YOUR OBJECTIVE
Out of the lines below, please list those that hold the string "styles".

SUPPLIED RECORDS
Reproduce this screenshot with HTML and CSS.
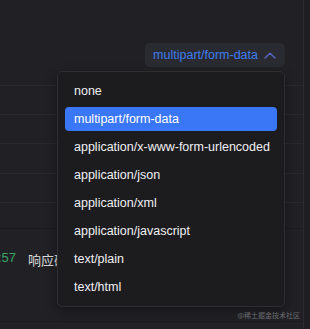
---
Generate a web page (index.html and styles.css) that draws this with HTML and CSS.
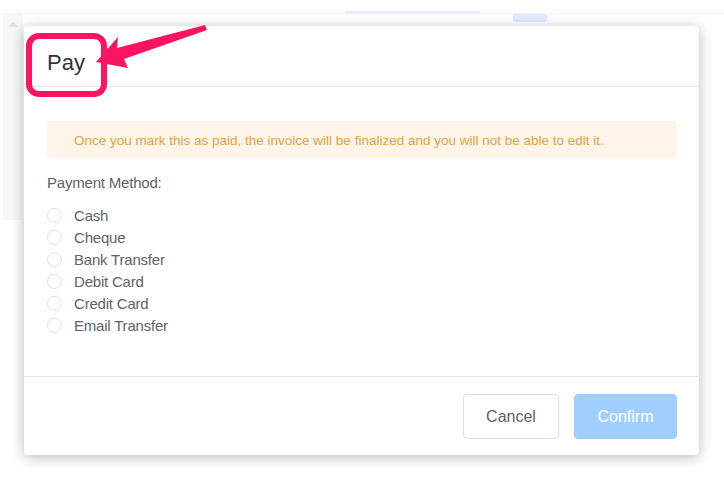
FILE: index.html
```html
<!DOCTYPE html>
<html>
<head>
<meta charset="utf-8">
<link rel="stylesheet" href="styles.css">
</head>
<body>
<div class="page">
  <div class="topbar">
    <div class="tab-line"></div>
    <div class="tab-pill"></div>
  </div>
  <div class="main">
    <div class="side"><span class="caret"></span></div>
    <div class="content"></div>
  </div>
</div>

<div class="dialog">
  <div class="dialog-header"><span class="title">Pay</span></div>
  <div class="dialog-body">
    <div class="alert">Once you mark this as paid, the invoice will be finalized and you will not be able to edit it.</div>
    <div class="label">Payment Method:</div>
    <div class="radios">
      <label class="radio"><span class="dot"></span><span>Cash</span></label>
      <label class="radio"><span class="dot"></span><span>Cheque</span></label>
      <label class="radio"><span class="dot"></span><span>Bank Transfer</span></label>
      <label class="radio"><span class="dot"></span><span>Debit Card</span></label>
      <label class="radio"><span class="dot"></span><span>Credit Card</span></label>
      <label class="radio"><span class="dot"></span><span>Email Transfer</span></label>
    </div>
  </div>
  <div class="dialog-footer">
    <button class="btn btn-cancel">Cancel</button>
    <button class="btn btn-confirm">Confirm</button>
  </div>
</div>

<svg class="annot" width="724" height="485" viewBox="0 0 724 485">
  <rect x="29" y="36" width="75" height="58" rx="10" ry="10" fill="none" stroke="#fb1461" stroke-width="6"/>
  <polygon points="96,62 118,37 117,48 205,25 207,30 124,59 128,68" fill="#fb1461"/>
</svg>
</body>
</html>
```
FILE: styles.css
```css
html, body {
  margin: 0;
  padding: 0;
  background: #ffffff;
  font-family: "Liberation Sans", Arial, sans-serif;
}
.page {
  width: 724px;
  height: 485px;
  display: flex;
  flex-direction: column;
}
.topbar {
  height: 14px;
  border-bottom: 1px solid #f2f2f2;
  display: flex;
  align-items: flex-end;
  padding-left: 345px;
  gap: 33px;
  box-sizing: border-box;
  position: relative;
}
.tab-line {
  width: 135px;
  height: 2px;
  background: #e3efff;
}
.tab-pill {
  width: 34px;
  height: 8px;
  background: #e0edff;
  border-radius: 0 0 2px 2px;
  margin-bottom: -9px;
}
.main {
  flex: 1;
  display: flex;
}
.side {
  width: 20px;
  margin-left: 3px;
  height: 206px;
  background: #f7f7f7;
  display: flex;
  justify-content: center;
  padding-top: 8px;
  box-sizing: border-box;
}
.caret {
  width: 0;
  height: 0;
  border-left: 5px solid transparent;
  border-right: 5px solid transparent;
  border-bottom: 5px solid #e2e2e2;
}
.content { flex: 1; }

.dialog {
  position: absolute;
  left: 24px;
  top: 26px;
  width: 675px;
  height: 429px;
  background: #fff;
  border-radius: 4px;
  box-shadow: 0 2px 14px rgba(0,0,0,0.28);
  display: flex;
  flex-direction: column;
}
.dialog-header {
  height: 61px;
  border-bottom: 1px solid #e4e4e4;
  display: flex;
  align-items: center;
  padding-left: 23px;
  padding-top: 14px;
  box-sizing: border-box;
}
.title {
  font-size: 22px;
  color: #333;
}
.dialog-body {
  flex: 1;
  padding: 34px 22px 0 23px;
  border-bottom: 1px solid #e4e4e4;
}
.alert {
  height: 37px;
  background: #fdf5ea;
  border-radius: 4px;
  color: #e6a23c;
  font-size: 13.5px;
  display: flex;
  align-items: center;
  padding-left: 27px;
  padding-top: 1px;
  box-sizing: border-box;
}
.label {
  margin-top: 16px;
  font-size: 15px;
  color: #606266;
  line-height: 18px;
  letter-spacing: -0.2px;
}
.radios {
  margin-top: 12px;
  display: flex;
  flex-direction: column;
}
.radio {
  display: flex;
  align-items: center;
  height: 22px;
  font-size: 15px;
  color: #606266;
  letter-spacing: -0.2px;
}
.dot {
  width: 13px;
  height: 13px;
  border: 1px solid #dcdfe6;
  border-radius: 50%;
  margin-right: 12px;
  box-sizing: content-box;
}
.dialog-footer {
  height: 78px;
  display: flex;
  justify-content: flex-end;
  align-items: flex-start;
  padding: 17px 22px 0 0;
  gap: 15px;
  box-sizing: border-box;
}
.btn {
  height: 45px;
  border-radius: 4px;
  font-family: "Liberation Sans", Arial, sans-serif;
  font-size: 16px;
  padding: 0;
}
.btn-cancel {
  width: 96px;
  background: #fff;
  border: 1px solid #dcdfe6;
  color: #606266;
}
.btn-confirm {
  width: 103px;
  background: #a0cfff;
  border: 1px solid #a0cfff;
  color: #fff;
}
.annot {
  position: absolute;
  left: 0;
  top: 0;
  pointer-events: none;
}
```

OUTPUT
Generate a web page (index.html and styles.css) that draws this with HTML and CSS.
<link rel="stylesheet" href="styles.css">
FILE: styles.css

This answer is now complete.